Tuesday, January 20, 2009

Airlines Overcharge

While swatting a child on the back side a couple of times with an open hand might be evidence of poor parenting skills, I would have thought such behavior would not rise to the level of a felony. Apparently it can, if it is done on an airplane, as one mother learned. Any disruptive behavior during flight allows the flight crew to invoke the Patriot Act.

[Tamera Jo] Freeman is one of at least 200 people on flights who have been convicted under the amended law. In most of the cases, there was no evidence that the passengers had attempted to hijack the airplane or physically attack any of the flight crew. Many have simply involved raised voices, foul language and drunken behavior.

In the past, such unruly passengers have been isolated from other passengers, sobered up, charged with an infraction, and fined. But then came 9/11, and, as we all know, "9/11 changed everything".

...Within two months of the attacks, Congress passed the Patriot Act, a sweeping attempt to improve the nation's defenses against international terrorism. It included broad new powers for law enforcement in such areas as electronic surveillance, money laundering and search warrants.

Included were two key provisions on airline security. The first defined disruptive behavior as a terrorist act, reflecting the seismic shift in airline security.

The second broadened the existing criminal law so that any attempt or conspiracy to interfere with a flight crew became a felony -- a change that allowed flight personnel to act against suspicious passengers even if they hadn't begun an actual assault.

The law gave flight personnel enormous latitude in determining what precisely posed a potential threat or disruption, and judging by some cases, there is no clear standard.
[Emphasis added]

Judging by the cases described in this Los Angeles Times article, there also has been inadequate training of flight personnel on how to deal with angry or drunk or frightened or mentally ill passengers.
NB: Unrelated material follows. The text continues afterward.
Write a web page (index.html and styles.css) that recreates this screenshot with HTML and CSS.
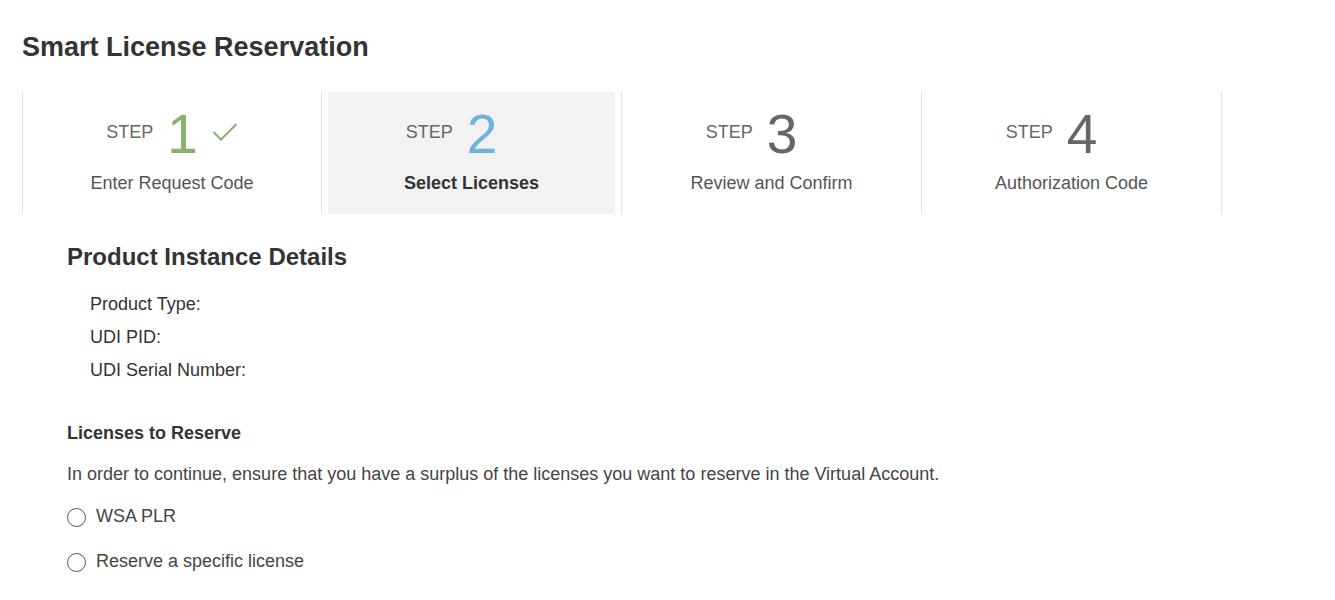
FILE: index.html
```html
<!DOCTYPE html>
<html>
<head>
	<meta charset="utf-8">
	<title>Smart License Reservation</title>
	<link rel="stylesheet" href="styles.css">
</head>
<body>
	<div class="page">
		<h1 class="title">Smart License Reservation</h1>

		<div class="steps">
			<div class="step done">
				<div class="step-inner">
					<div class="step-head">
						<span class="step-word">STEP</span>
						<span class="step-num">1</span>
						<span class="step-check">
							<svg width="26" height="18" viewBox="0 0 26 18"><path d="M1.5 9 L9 16.5 L24.5 1" fill="none" stroke="#86b36a" stroke-width="2"/></svg>
						</span>
					</div>
					<div class="step-label">Enter Request Code</div>
				</div>
			</div>
			<div class="step active">
				<div class="step-inner">
					<div class="step-head">
						<span class="step-word">STEP</span>
						<span class="step-num">2</span>
						<span class="step-check"></span>
					</div>
					<div class="step-label">Select Licenses</div>
				</div>
			</div>
			<div class="step">
				<div class="step-inner">
					<div class="step-head">
						<span class="step-word">STEP</span>
						<span class="step-num">3</span>
						<span class="step-check"></span>
					</div>
					<div class="step-label">Review and Confirm</div>
				</div>
			</div>
			<div class="step last">
				<div class="step-inner">
					<div class="step-head">
						<span class="step-word">STEP</span>
						<span class="step-num">4</span>
						<span class="step-check"></span>
					</div>
					<div class="step-label">Authorization Code</div>
				</div>
			</div>
		</div>

		<div class="content">
			<h2 class="section-title">Product Instance Details</h2>
			<ul class="details">
				<li>Product Type:</li>
				<li>UDI PID:</li>
				<li>UDI Serial Number:</li>
			</ul>

			<h3 class="sub-title">Licenses to Reserve</h3>
			<p class="note">In order to continue, ensure that you have a surplus of the licenses you want to reserve in the Virtual Account.</p>

			<label class="radio"><span class="radio-dot"></span>WSA PLR</label>
			<label class="radio"><span class="radio-dot"></span>Reserve a specific license</label>
		</div>
	</div>
</body>
</html>
```

FILE: styles.css
```css
body{
	margin: 0;
	font-family: "Liberation Sans", Arial, sans-serif;
	color: #333;
	background: #fff;
}
.page{
	padding: 0 22px;
}
.title{
	margin: 0;
	padding-top: 31px;
	font-size: 27px;
	font-weight: bold;
	color: #333;
	line-height: 32px;
}

/* wizard steps */
.steps{
	display: flex;
	margin-top: 29px;
	height: 122px;
}
.step{
	box-sizing: border-box;
	width: 300px;
	border-left: 1px solid #e2e2e2;
	padding: 0 6px;
}
.step:first-child{
	width: 299px;
}
.step.last{
	border-right: 1px solid #e2e2e2;
	width: 301px;
}
.step-inner{
	height: 100%;
	display: flex;
	flex-direction: column;
	align-items: center;
}
.step.active .step-inner{
	background: #f2f2f2;
}
.step-head{
	display: flex;
	align-items: center;
	height: 62px;
	margin-top: 11px;
}
.step-word{
	font-size: 18px;
	color: #666;
	margin-top: -3px;
}
.step-num{
	font-size: 55px;
	color: #666;
	margin-left: 14px;
	line-height: 56px;
}
.step.done .step-num{
	color: #86b36a;
}
.step.active .step-num{
	color: #6cb4dc;
}
.step-check{
	width: 26px;
	height: 18px;
	margin-left: 14px;
	margin-top: -4px;
}
.step-label{
	font-size: 18px;
	color: #555;
	margin-top: 8px;
}
.step.active .step-label{
	font-weight: bold;
	color: #333;
}

/* form content */
.content{
	padding-left: 45px;
}
.section-title{
	margin: 29px 0 0;
	font-size: 24px;
	line-height: 28px;
	color: #333;
}
.details{
	list-style: none;
	margin: 17px 0 0;
	padding-left: 23px;
}
.details li{
	font-size: 18px;
	line-height: 33px;
	color: #333;
}
.sub-title{
	margin: 35px 0 0;
	font-size: 18px;
	line-height: 22px;
	color: #333;
}
.note{
	margin: 19px 0 0;
	font-size: 18px;
	line-height: 22px;
	color: #444;
}
.radio{
	display: flex;
	align-items: center;
	font-size: 18px;
	color: #444;
	margin-top: 20px;
	height: 22px;
}
.radio + .radio{
	margin-top: 23px;
}
.radio-dot{
	box-sizing: border-box;
	width: 19px;
	height: 19px;
	border: 1.5px solid #555;
	border-radius: 50%;
	margin-right: 10px;
	margin-top: 2px;
}
```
Given the crowded flights and fewer flight attendants per flight, the shift to the much easier albeit heavier handed device of slamming a felony down on the unruly passenger was inevitable.
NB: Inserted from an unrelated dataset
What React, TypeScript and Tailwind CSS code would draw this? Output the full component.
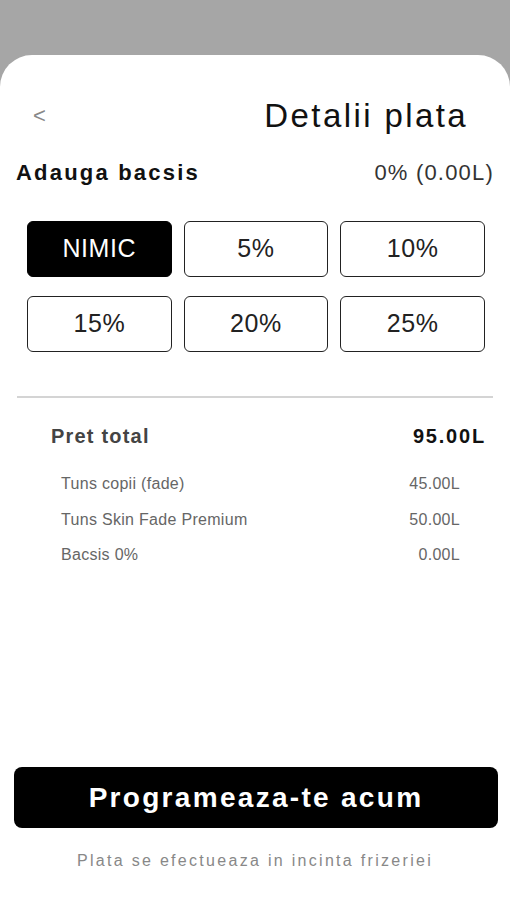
import { useState } from "react";

const tips = ["NIMIC", "5%", "10%", "15%", "20%", "25%"];

const items = [
  { name: "Tuns copii (fade)", price: "45.00L" },
  { name: "Tuns Skin Fade Premium", price: "50.00L" },
  { name: "Bacsis 0%", price: "0.00L" },
];

export default function App() {
  const [tip, setTip] = useState("NIMIC");

  return (
    <div className="min-h-[900px] bg-[#a6a6a6] pt-[55px] font-['Liberation_Sans',Arial,sans-serif]">
      <div className="flex h-[845px] flex-col rounded-t-[32px] bg-white">
        {/* header */}
        <div className="flex items-center justify-between pl-[33px] pr-[42px] pt-[41px]">
          <span className="text-[22px] leading-none text-[#888]">&lt;</span>
          <h1 className="text-[33px] font-normal leading-[40px] tracking-[2.4px] text-[#111]">Detalii plata</h1>
        </div>

        <div className="mt-[20px] flex items-center justify-between px-[16px]">
          <span className="text-[22px] font-bold tracking-[2.2px] text-[#111]">Adauga bacsis</span>
          <span className="text-[22px] tracking-[1.2px] text-[#333]">0% (0.00L)</span>
        </div>

        {/* tip buttons */}
        <div className="ml-[27px] mr-[25px] mt-[32px] grid grid-cols-3 gap-x-[12px] gap-y-[19px]">
          {tips.map((t) => (
            <button
              key={t}
              onClick={() => setTip(t)}
              className={
                tip === t
                  ? "h-[56px] rounded-[6px] border-[1.5px] border-black bg-black text-[25px] tracking-[0.6px] text-white"
                  : "h-[56px] rounded-[6px] border-[1.5px] border-[#222] bg-white text-[25px] tracking-[0.6px] text-[#222]"
              }
            >
              {t}
            </button>
          ))}
        </div>

        <div className="mx-[17px] mt-[44px] h-[2px] bg-[#d4d4d4]" />

        {/* totals */}
        <div className="mt-[23px] flex items-center justify-between pl-[51px] pr-[24px]">
          <span className="text-[20px] font-bold tracking-[1.2px] text-[#444]">Pret total</span>
          <span className="text-[20px] font-bold tracking-[1.8px] text-[#111]">95.00L</span>
        </div>

        <div className="mt-[23px] flex flex-col gap-[15.5px] pl-[61px] pr-[50px]">
          {items.map((it) => (
            <div key={it.name} className="flex items-center justify-between text-[16px] leading-[20px] tracking-[0.3px] text-[#666]">
              <span>{it.name}</span>
              <span>{it.price}</span>
            </div>
          ))}
        </div>

        <div className="flex-1" />

        <button className="ml-[14px] mr-[12px] h-[61px] rounded-[8px] bg-black text-[28px] font-bold tracking-[2.3px] text-white">
          Programeaza-te acum
        </button>
        <p className="mb-[27px] mt-[21px] text-center text-[16px] tracking-[2.3px] text-[#888]">
          Plata se efectueaza in incinta frizeriei
        </p>
      </div>
    </div>
  );
}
As a result, Tamera Jo Freeman has spent time in jail, lost custody of her children, and been forbidden to fly, even to hearings in which her children's current foster parents are trying to legally adopt them.

I thought overbooking was bad, but this kind of overcharging is horrendous.

Labels: , ,

1 Comments:

Anonymous Anonymous said...

I got the impression that it less her spanking than her swearing at flight staff.

And to lose custody over it, simply stupid.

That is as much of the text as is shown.